Amid renewed concern over the millions of people in England who can not get NHS dental care, and a warning that the current “dental recovery plan” will not work, ministers are drawing up their own proposals to tackle what is widely agreed to be a crisis.

Here experts set out four ideas for how to revive NHS dentistry and help patients get the care they need without paying for it privately, as many are having to do now, or undertaking “DIY dentistry”, such as pulling their rotten teeth themselves.

1 A GP-style right to register with an NHS dentist

Patients used to have a right to register with and be treated by an NHS dentist, in the same way that they could, and still can, with a GP surgery. However, that right was removed in 2006.

The guaranteed access system was replaced with one where, under a new dental contract, dentists were paid by “unit of dental activity” (UDA) – care and treatment – rather than being paid an agreed sum in lieu of the care they provided when needed to every person registered with them.

“People are also confused about the relationship between an NHS dentist and patients, with many mistakenly believing they can register with a dentist permanently – a right they lost in 2006 when the current contract was introduced”, explains Louise Ansari, the chief executive of Healthwatch England, the NHS patient watchdog.

“We urge the government to base their plans to improve NHS dentistry on the principle of giving people the right to register permanently with a dental practice, as they do with an NHS GP. This will help them access ongoing appointments and checkups and ensure continuity of care from a trusted professional,” she adds.

The change in 2006 is a key reason for the loss of general access to NHS dental care, and so it is time to go back to the old system, Ansari believes.

2 Fewer checkups

Traditionally, dentists have usually suggested that patients come back every six months for a checkup of their teeth and gums. However, Mark Dayan, a policy analyst at the Nuffield Trust health thinktank, says such regular checkups are unnecessary. If the gap between appointments was widened – to one or even two years – dentists would have more time to provide more NHS-funded care and patients would not suffer, as emerging problems with their teeth would not be missed, he says.

“Traditionally, NHS dentists have by default asked people to come back for a checkup every six months. But a review of the evidence by the expert body Nice found that a gap as long as two years was perfectly safe for many adults.

“There is an appalling shortage of dental care, with many people going without NHS checkups at all. NHS England has already started to raise these flexibilities. But in order to free up dentists’ time, there is a good case for them to say more clearly that people should be told to wait at least a year unless they have a particular problem, and two years in many cases,” says Dayan.
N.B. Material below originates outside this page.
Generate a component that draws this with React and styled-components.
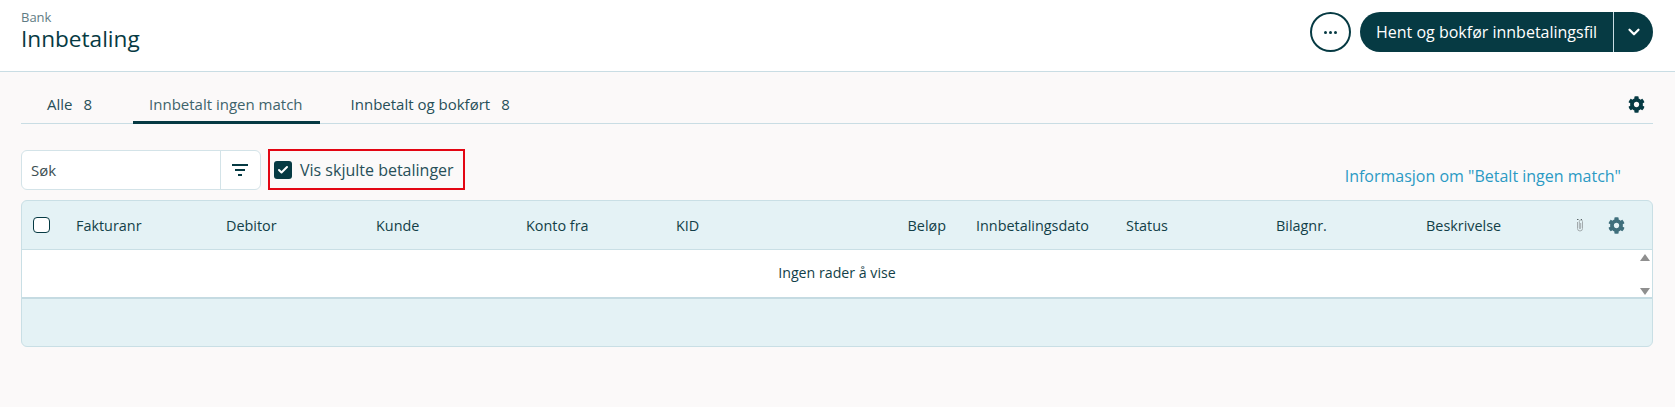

Such a radical change would need to be accompanied by a public information campaign that seeks to reassure the public that one or two years is a safe interval between recall appointments for those who have healthy teeth, he adds.
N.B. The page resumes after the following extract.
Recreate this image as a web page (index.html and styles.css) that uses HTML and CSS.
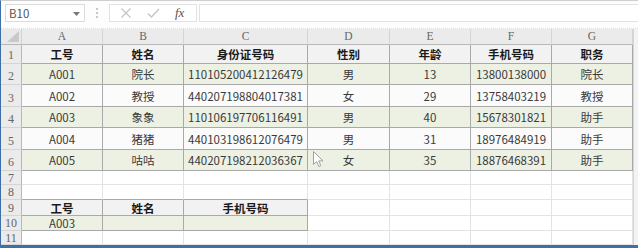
FILE: index.html
```html
<!DOCTYPE html>
<html lang="zh">
<head>
<meta charset="utf-8">
<link rel="stylesheet" href="styles.css">
</head>
<body>
<div class="app">
  <div class="toolbar">
    <div class="namebox"><span>B10</span><svg class="dd" width="7" height="4" viewBox="0 0 7 4"><path d="M0 0H7L3.5 4Z" fill="#777"/></svg></div>
    <div class="sep"><i></i><i></i><i></i></div>
    <div class="fbtns">
      <svg width="12" height="12" viewBox="0 0 12 12"><path d="M1.5 1.5L10.5 10.5M10.5 1.5L1.5 10.5" stroke="#c4c4c4" stroke-width="1.2"/></svg>
      <svg width="13" height="12" viewBox="0 0 13 12"><path d="M1 6.5L4.5 10L12 2" stroke="#c4c4c4" stroke-width="1.3" fill="none"/></svg>
      <span class="fx">fx</span>
    </div>
    <div class="finput"></div>
  </div>
  <div class="sheet">
    <div class="grid">
      <div class="corner"><svg width="12" height="11" viewBox="0 0 12 11"><path d="M12 0V11H0Z" fill="#c9c9c9"/></svg></div>
      <div class="ch">A</div><div class="ch">B</div><div class="ch">C</div><div class="ch">D</div><div class="ch">E</div><div class="ch">F</div><div class="ch">G</div>

      <div class="rh r1">1</div>
      <div class="c t th">工号</div><div class="c t th">姓名</div><div class="c t th">身份证号码</div><div class="c t th">性别</div><div class="c t th">年龄</div><div class="c t th">手机号码</div><div class="c t th">职务</div>

      <div class="rh">2</div>
      <div class="c t g">A001</div><div class="c t g">院长</div><div class="c t g">110105200412126479</div><div class="c t g">男</div><div class="c t g">13</div><div class="c t g">13800138000</div><div class="c t g">院长</div>

      <div class="rh">3</div>
      <div class="c t w">A002</div><div class="c t w">教授</div><div class="c t w">440207198804017381</div><div class="c t w">女</div><div class="c t w">29</div><div class="c t w">13758403219</div><div class="c t w">教授</div>

      <div class="rh">4</div>
      <div class="c t g">A003</div><div class="c t g">象象</div><div class="c t g">110106197706116491</div><div class="c t g">男</div><div class="c t g">40</div><div class="c t g">15678301821</div><div class="c t g">助手</div>

      <div class="rh">5</div>
      <div class="c t w">A004</div><div class="c t w">猪猪</div><div class="c t w">440103198612076479</div><div class="c t w">男</div><div class="c t w">31</div><div class="c t w">18976484919</div><div class="c t w">助手</div>

      <div class="rh">6</div>
      <div class="c t g">A005</div><div class="c t g">咕咕</div><div class="c t g">440207198212036367</div><div class="c t g">女</div><div class="c t g">35</div><div class="c t g">18876468391</div><div class="c t g">助手</div>

      <div class="rh sm">7</div>
      <div class="c"></div><div class="c"></div><div class="c"></div><div class="c"></div><div class="c"></div><div class="c"></div><div class="c"></div>

      <div class="rh sm">8</div>
      <div class="c bb"></div><div class="c bb"></div><div class="c bb"></div><div class="c"></div><div class="c"></div><div class="c"></div><div class="c"></div>

      <div class="rh sm">9</div>
      <div class="c t th">工号</div><div class="c t th">姓名</div><div class="c t th">手机号码</div><div class="c bl"></div><div class="c"></div><div class="c"></div><div class="c"></div>

      <div class="rh sm">10</div>
      <div class="c t g">A003</div><div class="c t g"></div><div class="c t g"></div><div class="c"></div><div class="c"></div><div class="c"></div><div class="c"></div>

      <div class="rh sm">11</div>
      <div class="c"></div><div class="c"></div><div class="c"></div><div class="c"></div><div class="c"></div><div class="c"></div><div class="c"></div>
    </div>
    <div class="gutter"></div>
    <svg class="cursor" width="12" height="17" viewBox="0 0 12 17"><path d="M0.5 0.5V13.5L3.6 10.6L5.8 15.6L7.8 14.7L5.7 9.9H10Z" fill="#fff" stroke="#a0a0a0" stroke-width="1"/></svg>
  </div>
</div>
</body>
</html>
```

FILE: styles.css
```css
* { box-sizing: border-box; }
html, body { margin: 0; padding: 0; }
body {
  width: 638px;
  height: 248px;
  background: #ffffff;
  font-family: "Noto Sans CJK SC", "Open Sans", sans-serif;
  overflow: hidden;
}
.app {
  width: 638px;
  height: 248px;
  border-left: 1px solid #3f6fa8;
  border-top: 1px solid #cfcfcf;
  border-bottom: 3px solid #3f6fa8;
  display: flex;
  flex-direction: column;
}
.toolbar {
  height: 28px;
  display: flex;
  align-items: flex-start;
  padding: 3px 0 0 4px;
  background: #fdfdfd;
  border-bottom: 1px dotted #dedede;
}
.namebox {
  width: 80px;
  height: 18px;
  border: 1px solid #dcdcdc;
  background: #fff;
  display: flex;
  align-items: center;
  justify-content: space-between;
  padding: 0 4px 0 3px;
  font-size: 11.5px;
  color: #555;
}
.namebox span { line-height: 16px; }
.dd { margin-top: 1px; }
.sep {
  width: 24px;
  height: 18px;
  display: flex;
  flex-direction: column;
  align-items: center;
  justify-content: center;
  gap: 2px;
}
.sep i {
  display: block;
  width: 2px;
  height: 2px;
  background: #c8c8c8;
}
.fbtns {
  width: 88px;
  height: 18px;
  border: 1px solid #e2e2e2;
  background: #fff;
  display: flex;
  align-items: center;
  padding-left: 10px;
  gap: 15px;
}
.fx {
  font-family: "Liberation Serif", serif;
  font-style: italic;
  font-size: 13px;
  color: #555;
  line-height: 16px;
}
.finput {
  margin-left: 2px;
  flex: 1;
  height: 18px;
  border: 1px solid #e2e2e2;
  border-right: none;
  background: #fff;
}
.sheet {
  flex: 1;
  display: flex;
  position: relative;
}
.grid {
  display: grid;
  grid-template-columns: 21px 81px 81px 124px 82px 81px 81px 81px;
  grid-template-rows: 16px 19px 21px 22px 21px 22px 21px 14px 15px 16px 15px 14px;
}
.gutter {
  flex: 1;
  background: #f3f3f3;
  border-left: 1px solid #d6d6d6;
}
.corner {
  background: #e9e9e9;
  border-right: 1px solid #d2d2d2;
  border-bottom: 1px solid #b8b8b8;
  display: flex;
  align-items: flex-end;
  justify-content: flex-end;
  padding: 0 2px 2px 0;
}
.ch {
  background: #ebebeb;
  border-right: 1px solid #d4d4d4;
  border-bottom: 1px solid #b8b8b8;
  font-family: "Liberation Serif", serif;
  font-size: 11.5px;
  color: #666;
  text-align: center;
  line-height: 15px;
}
.rh {
  background: #ebebeb;
  border-right: 1px solid #b8b8b8;
  border-bottom: 1px solid #d4d4d4;
  font-family: "Liberation Serif", serif;
  font-size: 12px;
  color: #666;
  display: flex;
  align-items: flex-end;
  justify-content: center;
  padding-bottom: 1px;
  line-height: 14px;
}
.rh.sm { align-items: center; padding-bottom: 0; }
.c {
  border-right: 1px solid #e3e3e3;
  border-bottom: 1px solid #e3e3e3;
  font-size: 11.5px;
  color: #3a3a3a;
  text-align: center;
  display: flex;
  align-items: center;
  justify-content: center;
  white-space: nowrap;
}
.c.t {
  border-right-color: #a9a9a9;
  border-bottom-color: #a9a9a9;
}
.c.bb { border-bottom-color: #a9a9a9; }
.th {
  background: #f2f2f2;
  font-weight: bold;
  color: #1a1a1a;
}
.g { background: #edf1e3; }
.w { background: #fbfbfb; }
.cursor {
  position: absolute;
  left: 312px;
  top: 122px;
}
```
3 Ditch the dental contract

There is widespread consensus that the current dental contact, between the government and dentists in England, is unfit for purpose and needs to be replaced. Both Labour and the Conservatives agree, as did the Commons health select committee in the last parliament, the Nuffield Trust and the British Dental Association (BDA), which represents dentists and has called for radical change for some time.

The organisation thinks it is absurd and unhelpful for patients that under the current contract “an NHS dentist is paid the same whether they deliver three fillings or 20. This means they are punished for taking on high-needs patients – the people who need NHS dentistry the most – and can end up delivering NHS treatment at a financial loss for doing so.

“The system offers no reward for prevention. The amount of dentistry an NHS dentist [can do] is capped under this system. If you fail to hit your targets – often as a result of unfilled vacancies – you face financial penalties, [but] try to do more and you won’t get paid.”

The BDA wants to see a new system that would be focused on helping prevent people’s teeth decaying in the first place and give extra support to those with the poorest oral health. This is broadly the same as what Lord Darzi recommended in his review of the NHS in September.

4 Overhaul the funding of NHS dental care

NHS dental care is so dysfunctional that some of the budget to pay for the care patients receive goes unspent, because of the reduction in NHS treatment being provided, as the National Audit Office recognised in its report on Wednesday.

Units of dental activity are the main problem, says Dayan. “NHS dentists are currently paid for each unit of activity they do – with one unit for a checkup, three for a filling, and so on.

“This is very simplistic, given how different patients are, and means dentists are penalised for tackling the most difficult problems because they get no more money for them. It means dental practices actually lose out on funding if they keep people well so that they don’t need treatment.”

Instead, he suggests, dentists should be paid on the basis of a “capitation model”, whereby they would receive a set sum to cover the costs of treating their local population.

The BDA agrees. It says replacing UDAs would help tackle the 21% vacancy rate for dentists in high street practices and help encourage surgeries to know that meaningful change was coming.

“Fix a broken contract and fund this service properly and we can consign some of the horrors we’ve seen back to the Victorian era,” says Dr Shawn Charlwood, the chair of the BDA’s general dental practice committee.